Remember that metaphorical freight train I said was hurtling towards me? Last night saw it collide head-on with my vital organs. Imagine it in slow motion. The last three days were like the impact of the train hitting me. Three days ago it made contact with my chest and the pain began to spread. Two days ago my ribcage shattered and breathing became difficult, but I was still standing. Yesterday my organs were pummeled and I was dying inside. I had a breakdown last night that tore me apart. I could not stop crying, as every time I did I would have a few seconds reprieve and then the pain would return and the tears would flow.

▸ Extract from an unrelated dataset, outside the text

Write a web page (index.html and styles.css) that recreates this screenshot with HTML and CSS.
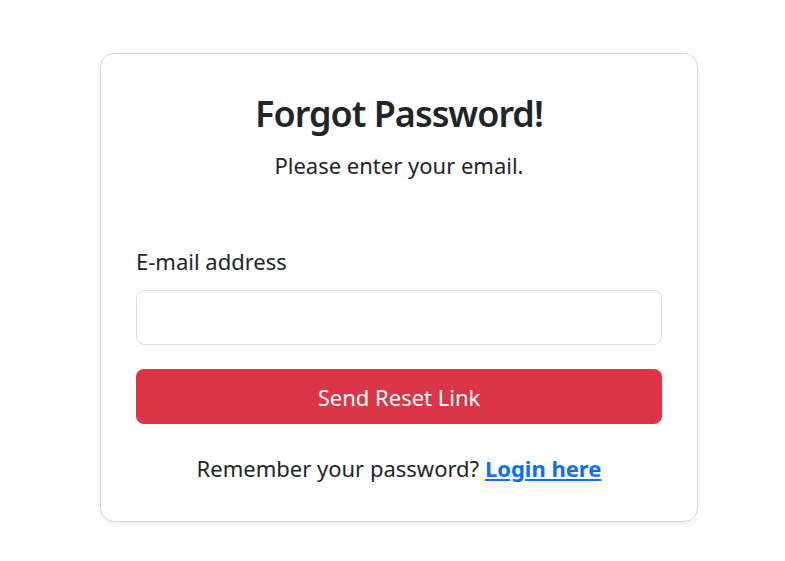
FILE: index.html
```html
<!DOCTYPE html>
<html lang="en">

<head>
    <meta charset="UTF-8">
    <meta name="viewport" content="width=device-width, initial-scale=1.0">
    <title>Forgot Password</title>

    <link rel="stylesheet" href="styles.css">
</head>

<body>
    <div class="reset-card">
        <h1 class="reset-title">Forgot Password!</h1>
        <p class="reset-subtitle">Please enter your email.</p>

        <form id="reset-form">
            <label for="email" class="reset-label">E-mail address</label>
            <input type="email" id="email" name="email" class="reset-input">
            <button type="button" class="reset-button">Send Reset Link</button>
        </form>

        <p class="login-text">Remember your password? <a href="#" class="login-link">Login here</a></p>
    </div>
</body>

</html>
```

FILE: styles.css
```css
body {
    background-color: #fff;
    font-family: "Noto Sans", "Open Sans", sans-serif;
    color: #212529;
    margin: 0;
    padding: 0;
    display: flex;
    align-items: flex-start;
    height: 100vh;
}

.reset-card {
    width: 526px;
    margin: 53px 0 0 100px;
    padding: 38px 35px 38px;
    border: 1px solid #d3d3d3;
    border-radius: 14px;
    box-shadow: 0 2px 6px rgba(0, 0, 0, 0.08);
    text-align: center;
}

.reset-title {
    font-size: 36px;
    font-weight: 600;
    letter-spacing: -1px;
    line-height: 1.2;
    margin: 0;
}

.reset-subtitle {
    font-size: 22px;
    line-height: 30px;
    margin: 15px 0 0;
}

#reset-form {
    display: flex;
    flex-direction: column;
    text-align: left;
    margin-top: 66px;
}

.reset-label {
    font-size: 22px;
    line-height: 30px;
    margin-bottom: 14px;
}

.reset-input {
    height: 55px;
    box-sizing: border-box;
    border: 1px solid #dee2e6;
    border-radius: 8px;
    font-size: 22px;
    padding: 0 16px;
    margin: 0 0 24px;
}

.reset-button {
    height: 55px;
    border: none;
    border-radius: 8px;
    background-color: #dc3545;
    color: #fff;
    font-family: inherit;
    font-size: 22px;
    cursor: pointer;
}

.login-text {
    font-size: 22px;
    line-height: 30px;
    margin: 29px 0 0;
}

.login-link {
    color: #0d6efd;
    font-weight: 700;
}
```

I thought of quitting university. I actually opened a new email and started to type up a drop-out letter to my tutor. I couldn’t do it. I closed the program and carried on having a meltdown. The one message I did manage to send was to M24. I have been dreading this for a while now, but after the intense pain I was in I knew it had to be now that I told him. I sent him a message telling him about my 5 year history of severe depression. I told him about how unstable my moods were. And I told him I didn’t want to drag him into my shit. He is far too nice to be brought down with me and I told him he deserved better than that. I also gave him the chance to walk away from me if he wanted.
He didn’t take it.
His reply, and the next few after this, were some of the most touching words I could ever have hoped for. He was so understanding and said he would never think any differently of me for it. He even said he hoped he hadn’t done anything to upset me accidentally. He was worried that he had upset me. He told me he appreciated that I could tell him and that he actually liked me better for doing so. I won’t copy his exact words because I’m selfish and it was so beautiful I don’t want to share it. But he was incredibly understanding and took it better than I had let myself believe he would. I was terrified that I would drive him away, and obviously this didn’t help the meltdown I was having, but the way he handled it was so amazing it actually stabilised my mood and allowed me to finish my essay.
Strike three – red peg.
M24, you just earned yourself a whopping third hit.